To be done
Show every line in the records below that contains the word "screenshot".

Records for processing
*-*-*
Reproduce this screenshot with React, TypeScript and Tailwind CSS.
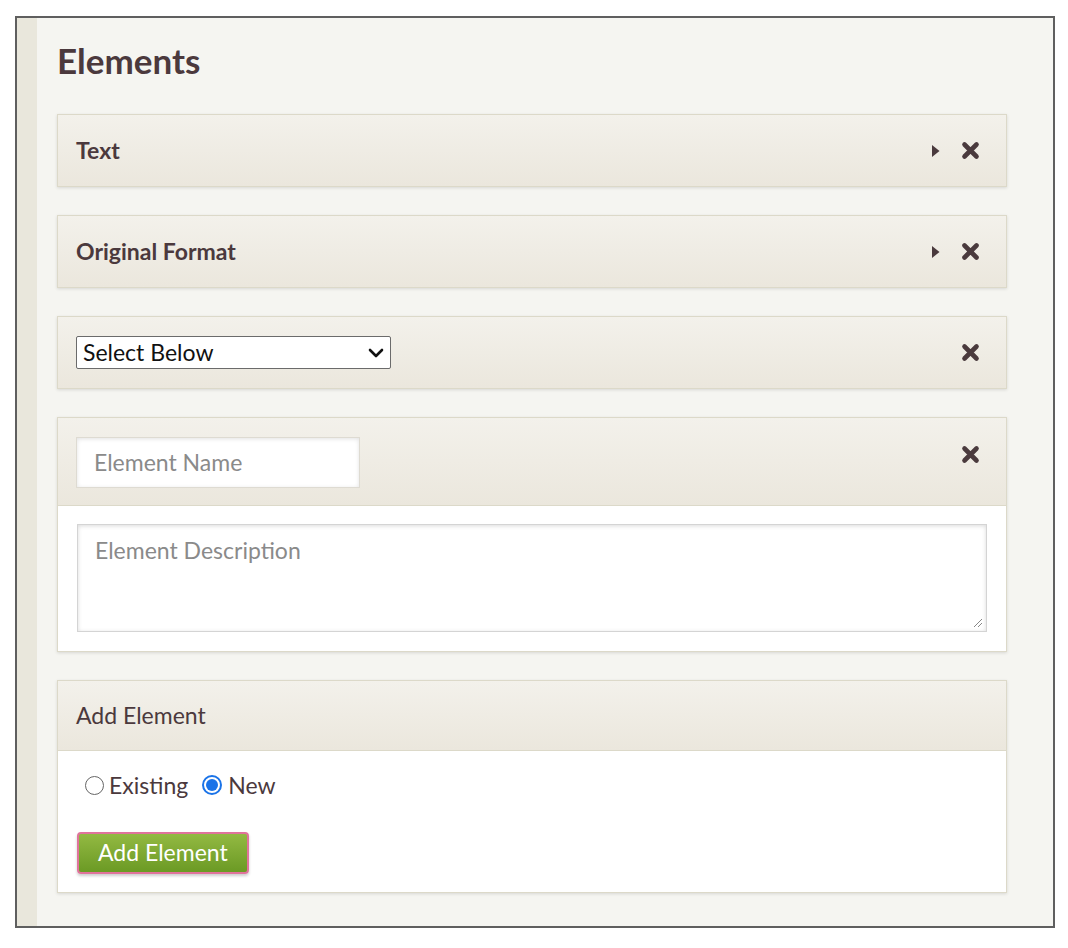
*-*-*
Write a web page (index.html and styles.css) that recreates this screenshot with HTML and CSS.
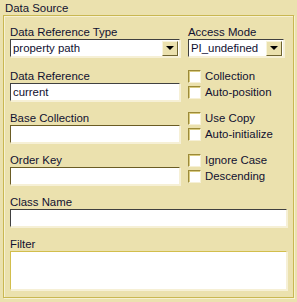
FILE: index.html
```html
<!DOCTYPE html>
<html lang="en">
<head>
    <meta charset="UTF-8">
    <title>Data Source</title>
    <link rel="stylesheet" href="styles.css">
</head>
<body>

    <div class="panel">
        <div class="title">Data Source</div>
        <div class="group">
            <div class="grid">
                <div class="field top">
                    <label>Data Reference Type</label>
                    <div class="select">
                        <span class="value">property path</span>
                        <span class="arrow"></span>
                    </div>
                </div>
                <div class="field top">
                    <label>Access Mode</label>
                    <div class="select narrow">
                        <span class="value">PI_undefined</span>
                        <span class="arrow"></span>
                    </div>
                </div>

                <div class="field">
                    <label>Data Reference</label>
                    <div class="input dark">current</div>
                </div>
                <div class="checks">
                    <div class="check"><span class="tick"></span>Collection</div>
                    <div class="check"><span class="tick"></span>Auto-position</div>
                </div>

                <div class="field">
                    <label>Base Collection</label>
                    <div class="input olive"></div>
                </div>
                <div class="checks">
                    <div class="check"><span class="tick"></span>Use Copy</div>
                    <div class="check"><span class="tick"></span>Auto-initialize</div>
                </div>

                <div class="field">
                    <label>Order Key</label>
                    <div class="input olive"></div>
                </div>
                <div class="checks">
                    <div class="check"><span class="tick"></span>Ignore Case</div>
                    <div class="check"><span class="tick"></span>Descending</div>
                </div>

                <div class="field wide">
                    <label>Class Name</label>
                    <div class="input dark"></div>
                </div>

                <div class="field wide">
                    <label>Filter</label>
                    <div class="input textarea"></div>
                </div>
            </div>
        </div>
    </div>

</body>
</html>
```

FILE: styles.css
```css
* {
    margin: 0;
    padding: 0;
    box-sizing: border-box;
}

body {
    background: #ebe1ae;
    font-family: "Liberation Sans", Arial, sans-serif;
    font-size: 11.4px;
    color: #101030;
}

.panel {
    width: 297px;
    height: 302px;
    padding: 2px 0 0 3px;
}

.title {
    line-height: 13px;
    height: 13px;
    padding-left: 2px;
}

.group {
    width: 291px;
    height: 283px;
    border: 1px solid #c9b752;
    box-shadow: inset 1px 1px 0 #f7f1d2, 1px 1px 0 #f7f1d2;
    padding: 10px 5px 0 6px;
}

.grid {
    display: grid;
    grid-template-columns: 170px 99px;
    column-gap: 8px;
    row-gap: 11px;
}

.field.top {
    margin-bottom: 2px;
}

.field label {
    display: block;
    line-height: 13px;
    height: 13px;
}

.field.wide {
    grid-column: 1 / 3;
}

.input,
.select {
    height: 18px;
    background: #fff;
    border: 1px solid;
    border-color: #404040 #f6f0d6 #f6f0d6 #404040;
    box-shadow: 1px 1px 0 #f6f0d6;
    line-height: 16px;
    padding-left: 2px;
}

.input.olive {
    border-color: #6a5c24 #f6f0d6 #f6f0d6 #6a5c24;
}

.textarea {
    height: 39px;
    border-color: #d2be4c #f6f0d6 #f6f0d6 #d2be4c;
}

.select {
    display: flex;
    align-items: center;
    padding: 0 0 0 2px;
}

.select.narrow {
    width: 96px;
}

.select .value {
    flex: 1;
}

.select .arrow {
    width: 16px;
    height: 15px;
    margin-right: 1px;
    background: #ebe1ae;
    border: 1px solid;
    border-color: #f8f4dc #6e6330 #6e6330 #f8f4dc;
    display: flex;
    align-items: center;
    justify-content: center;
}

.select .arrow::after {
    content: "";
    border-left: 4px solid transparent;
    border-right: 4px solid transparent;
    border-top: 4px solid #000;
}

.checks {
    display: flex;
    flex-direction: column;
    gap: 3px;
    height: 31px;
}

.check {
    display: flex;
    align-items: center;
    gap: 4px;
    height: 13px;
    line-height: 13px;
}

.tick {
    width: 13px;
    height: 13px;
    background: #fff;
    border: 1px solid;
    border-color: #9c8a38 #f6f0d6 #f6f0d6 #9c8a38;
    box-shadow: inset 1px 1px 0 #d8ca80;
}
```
*-*-*
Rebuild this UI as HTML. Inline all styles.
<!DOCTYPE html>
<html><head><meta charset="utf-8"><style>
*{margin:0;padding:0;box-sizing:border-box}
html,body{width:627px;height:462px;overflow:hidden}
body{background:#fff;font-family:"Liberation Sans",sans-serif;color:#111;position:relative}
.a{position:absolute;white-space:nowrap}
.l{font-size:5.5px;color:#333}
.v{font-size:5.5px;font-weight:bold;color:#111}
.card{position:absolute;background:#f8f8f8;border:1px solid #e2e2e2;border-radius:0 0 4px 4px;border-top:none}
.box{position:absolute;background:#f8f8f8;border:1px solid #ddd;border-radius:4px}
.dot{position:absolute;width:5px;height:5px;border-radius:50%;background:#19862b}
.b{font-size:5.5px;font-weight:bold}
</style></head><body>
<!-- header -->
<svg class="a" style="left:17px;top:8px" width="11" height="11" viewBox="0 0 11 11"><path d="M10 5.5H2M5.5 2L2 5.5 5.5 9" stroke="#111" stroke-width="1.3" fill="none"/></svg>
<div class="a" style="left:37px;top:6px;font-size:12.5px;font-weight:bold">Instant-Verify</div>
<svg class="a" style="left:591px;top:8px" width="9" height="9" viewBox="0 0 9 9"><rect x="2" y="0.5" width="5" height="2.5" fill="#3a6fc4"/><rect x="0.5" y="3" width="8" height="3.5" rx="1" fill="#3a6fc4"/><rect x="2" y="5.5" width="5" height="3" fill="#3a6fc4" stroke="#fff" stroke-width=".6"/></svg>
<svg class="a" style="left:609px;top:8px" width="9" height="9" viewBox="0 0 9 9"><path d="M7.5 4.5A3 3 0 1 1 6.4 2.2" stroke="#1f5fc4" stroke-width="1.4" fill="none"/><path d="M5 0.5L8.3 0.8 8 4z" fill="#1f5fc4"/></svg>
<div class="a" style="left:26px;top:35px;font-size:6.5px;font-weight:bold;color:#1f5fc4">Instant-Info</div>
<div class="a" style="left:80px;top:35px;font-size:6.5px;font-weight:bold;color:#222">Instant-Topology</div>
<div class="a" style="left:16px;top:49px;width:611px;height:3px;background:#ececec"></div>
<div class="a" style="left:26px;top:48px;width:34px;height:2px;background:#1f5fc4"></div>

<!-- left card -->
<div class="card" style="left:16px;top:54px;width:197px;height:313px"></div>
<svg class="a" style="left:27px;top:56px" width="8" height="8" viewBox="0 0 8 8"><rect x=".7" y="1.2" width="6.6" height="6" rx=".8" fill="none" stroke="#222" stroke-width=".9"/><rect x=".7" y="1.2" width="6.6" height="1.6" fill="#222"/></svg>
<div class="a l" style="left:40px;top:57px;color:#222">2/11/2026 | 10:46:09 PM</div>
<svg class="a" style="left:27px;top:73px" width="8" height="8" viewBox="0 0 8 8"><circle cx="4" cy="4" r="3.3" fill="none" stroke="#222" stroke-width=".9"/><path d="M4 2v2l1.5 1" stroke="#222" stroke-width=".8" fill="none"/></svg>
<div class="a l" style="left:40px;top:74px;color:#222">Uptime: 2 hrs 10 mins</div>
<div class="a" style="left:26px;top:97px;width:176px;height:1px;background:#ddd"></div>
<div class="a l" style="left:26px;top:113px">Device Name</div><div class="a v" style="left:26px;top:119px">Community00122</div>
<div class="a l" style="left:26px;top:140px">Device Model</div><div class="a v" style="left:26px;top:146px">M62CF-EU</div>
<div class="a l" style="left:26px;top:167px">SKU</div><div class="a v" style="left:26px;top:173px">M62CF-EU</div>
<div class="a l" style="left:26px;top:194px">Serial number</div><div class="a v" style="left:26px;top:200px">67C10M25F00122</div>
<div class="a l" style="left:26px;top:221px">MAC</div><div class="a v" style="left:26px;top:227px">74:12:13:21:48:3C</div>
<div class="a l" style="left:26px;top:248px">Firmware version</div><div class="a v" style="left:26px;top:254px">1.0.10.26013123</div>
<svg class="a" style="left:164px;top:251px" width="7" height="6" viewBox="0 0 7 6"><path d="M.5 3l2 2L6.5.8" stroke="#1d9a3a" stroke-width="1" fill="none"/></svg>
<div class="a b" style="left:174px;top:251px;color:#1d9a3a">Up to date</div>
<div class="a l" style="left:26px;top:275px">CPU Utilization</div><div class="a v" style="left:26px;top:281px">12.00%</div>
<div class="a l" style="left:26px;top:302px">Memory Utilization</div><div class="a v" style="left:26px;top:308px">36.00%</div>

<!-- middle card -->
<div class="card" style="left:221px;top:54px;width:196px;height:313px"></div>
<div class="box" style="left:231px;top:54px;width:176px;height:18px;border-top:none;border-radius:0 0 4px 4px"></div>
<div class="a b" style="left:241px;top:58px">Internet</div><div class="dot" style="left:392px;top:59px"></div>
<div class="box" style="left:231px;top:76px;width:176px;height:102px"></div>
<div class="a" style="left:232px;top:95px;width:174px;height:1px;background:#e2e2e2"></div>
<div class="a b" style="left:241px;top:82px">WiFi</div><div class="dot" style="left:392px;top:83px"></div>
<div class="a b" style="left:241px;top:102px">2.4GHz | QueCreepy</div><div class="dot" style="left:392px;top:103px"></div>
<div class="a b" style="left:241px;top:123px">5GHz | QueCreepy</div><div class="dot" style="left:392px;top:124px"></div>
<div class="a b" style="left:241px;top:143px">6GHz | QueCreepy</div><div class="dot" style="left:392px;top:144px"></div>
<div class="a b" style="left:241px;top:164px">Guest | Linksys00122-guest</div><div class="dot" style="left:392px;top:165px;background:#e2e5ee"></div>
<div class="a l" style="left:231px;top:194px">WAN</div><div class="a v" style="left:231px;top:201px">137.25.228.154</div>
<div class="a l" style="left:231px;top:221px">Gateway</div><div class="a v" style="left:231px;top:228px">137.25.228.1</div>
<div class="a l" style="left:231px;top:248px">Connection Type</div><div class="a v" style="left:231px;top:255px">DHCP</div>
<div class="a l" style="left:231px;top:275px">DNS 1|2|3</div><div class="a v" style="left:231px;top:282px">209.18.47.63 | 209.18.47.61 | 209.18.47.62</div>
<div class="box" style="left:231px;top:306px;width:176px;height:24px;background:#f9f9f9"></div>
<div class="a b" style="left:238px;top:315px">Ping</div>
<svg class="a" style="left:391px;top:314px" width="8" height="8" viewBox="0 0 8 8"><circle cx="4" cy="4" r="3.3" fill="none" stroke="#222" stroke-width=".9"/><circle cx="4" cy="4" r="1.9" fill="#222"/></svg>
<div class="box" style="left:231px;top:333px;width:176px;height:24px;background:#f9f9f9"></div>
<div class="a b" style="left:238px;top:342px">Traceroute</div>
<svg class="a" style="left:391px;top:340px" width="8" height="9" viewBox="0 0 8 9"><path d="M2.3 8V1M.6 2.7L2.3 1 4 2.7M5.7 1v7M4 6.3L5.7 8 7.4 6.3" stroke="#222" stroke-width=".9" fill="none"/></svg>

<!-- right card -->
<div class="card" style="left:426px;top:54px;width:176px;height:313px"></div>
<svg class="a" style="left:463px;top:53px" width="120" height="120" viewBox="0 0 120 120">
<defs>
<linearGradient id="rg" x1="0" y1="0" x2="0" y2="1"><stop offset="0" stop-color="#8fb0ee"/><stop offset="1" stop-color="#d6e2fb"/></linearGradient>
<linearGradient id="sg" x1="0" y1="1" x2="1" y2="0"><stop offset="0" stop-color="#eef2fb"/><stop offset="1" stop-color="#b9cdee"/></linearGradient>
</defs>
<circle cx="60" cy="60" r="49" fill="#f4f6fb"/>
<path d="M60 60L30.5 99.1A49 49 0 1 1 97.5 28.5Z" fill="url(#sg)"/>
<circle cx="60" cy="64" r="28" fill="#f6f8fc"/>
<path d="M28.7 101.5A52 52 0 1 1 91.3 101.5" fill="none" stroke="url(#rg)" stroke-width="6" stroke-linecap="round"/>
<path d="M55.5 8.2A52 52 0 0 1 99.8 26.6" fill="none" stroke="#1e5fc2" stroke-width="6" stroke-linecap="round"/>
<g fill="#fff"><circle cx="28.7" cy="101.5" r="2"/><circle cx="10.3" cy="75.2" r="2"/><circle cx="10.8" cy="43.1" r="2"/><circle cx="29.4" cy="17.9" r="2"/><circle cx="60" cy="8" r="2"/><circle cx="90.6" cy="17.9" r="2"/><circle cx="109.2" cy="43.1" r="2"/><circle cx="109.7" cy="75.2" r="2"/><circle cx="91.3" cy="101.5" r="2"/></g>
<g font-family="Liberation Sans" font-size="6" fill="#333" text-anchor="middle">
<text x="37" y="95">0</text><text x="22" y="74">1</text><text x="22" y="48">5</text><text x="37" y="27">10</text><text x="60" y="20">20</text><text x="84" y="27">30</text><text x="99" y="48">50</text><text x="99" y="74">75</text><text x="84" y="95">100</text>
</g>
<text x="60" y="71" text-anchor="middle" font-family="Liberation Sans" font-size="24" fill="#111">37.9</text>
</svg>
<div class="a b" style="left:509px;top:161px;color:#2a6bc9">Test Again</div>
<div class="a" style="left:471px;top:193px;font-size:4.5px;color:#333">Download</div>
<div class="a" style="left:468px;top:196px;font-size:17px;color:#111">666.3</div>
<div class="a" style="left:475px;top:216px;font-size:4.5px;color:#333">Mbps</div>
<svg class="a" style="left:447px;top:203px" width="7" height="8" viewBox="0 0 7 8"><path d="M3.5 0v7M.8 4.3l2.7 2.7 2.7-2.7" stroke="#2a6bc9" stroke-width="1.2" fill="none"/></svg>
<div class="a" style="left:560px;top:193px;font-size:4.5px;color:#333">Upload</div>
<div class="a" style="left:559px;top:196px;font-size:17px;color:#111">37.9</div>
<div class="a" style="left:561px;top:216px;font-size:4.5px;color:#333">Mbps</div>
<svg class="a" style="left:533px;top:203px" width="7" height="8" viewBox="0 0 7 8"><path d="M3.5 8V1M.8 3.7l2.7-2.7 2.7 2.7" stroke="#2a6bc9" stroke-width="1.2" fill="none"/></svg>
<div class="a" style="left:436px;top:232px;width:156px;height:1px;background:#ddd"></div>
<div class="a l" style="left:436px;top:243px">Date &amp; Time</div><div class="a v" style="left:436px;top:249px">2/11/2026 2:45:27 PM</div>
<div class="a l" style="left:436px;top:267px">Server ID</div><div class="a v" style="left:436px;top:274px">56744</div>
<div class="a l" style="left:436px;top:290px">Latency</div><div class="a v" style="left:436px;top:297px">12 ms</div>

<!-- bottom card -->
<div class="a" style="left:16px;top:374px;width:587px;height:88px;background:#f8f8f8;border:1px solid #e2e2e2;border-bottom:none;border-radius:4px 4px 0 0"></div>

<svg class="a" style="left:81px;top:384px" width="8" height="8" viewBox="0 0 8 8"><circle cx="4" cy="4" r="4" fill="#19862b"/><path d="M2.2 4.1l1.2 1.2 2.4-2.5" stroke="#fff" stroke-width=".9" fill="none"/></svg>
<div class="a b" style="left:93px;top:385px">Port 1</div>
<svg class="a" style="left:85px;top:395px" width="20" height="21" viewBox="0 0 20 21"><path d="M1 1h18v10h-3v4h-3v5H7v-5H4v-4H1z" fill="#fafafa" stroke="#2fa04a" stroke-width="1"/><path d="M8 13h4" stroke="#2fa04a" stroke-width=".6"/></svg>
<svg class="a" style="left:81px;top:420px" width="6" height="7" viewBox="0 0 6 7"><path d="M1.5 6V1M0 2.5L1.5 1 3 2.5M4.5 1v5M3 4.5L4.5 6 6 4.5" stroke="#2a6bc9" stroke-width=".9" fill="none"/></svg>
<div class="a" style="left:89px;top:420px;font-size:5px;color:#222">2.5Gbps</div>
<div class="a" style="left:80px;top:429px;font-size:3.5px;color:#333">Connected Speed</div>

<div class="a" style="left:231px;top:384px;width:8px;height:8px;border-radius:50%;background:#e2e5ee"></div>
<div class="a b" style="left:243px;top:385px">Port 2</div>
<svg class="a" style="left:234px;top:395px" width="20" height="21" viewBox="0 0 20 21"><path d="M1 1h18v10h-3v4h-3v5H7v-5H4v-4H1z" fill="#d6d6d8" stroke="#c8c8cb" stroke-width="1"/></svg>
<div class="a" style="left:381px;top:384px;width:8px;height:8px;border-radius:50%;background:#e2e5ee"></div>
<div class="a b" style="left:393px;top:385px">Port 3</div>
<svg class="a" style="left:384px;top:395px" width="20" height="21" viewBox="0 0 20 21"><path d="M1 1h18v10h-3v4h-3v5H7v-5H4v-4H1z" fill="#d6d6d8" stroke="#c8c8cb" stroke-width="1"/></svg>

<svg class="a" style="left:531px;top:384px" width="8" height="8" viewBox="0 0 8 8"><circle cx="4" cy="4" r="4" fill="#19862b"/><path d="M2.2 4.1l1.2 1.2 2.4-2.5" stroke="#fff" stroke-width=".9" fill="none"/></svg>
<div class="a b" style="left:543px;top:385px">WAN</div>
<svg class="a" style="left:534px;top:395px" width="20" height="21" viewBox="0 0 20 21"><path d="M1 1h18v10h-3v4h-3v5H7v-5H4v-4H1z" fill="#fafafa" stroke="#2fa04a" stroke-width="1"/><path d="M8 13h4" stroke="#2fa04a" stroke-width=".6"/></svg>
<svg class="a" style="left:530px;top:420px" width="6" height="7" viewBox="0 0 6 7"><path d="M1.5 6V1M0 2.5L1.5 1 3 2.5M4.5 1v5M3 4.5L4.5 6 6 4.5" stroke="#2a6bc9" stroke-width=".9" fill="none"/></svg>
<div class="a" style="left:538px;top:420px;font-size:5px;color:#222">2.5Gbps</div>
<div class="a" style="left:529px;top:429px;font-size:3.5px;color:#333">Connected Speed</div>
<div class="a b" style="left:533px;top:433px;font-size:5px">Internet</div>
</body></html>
*-*-*
Response below
Reproduce this screenshot with React, TypeScript and Tailwind CSS.
Write a web page (index.html and styles.css) that recreates this screenshot with HTML and CSS.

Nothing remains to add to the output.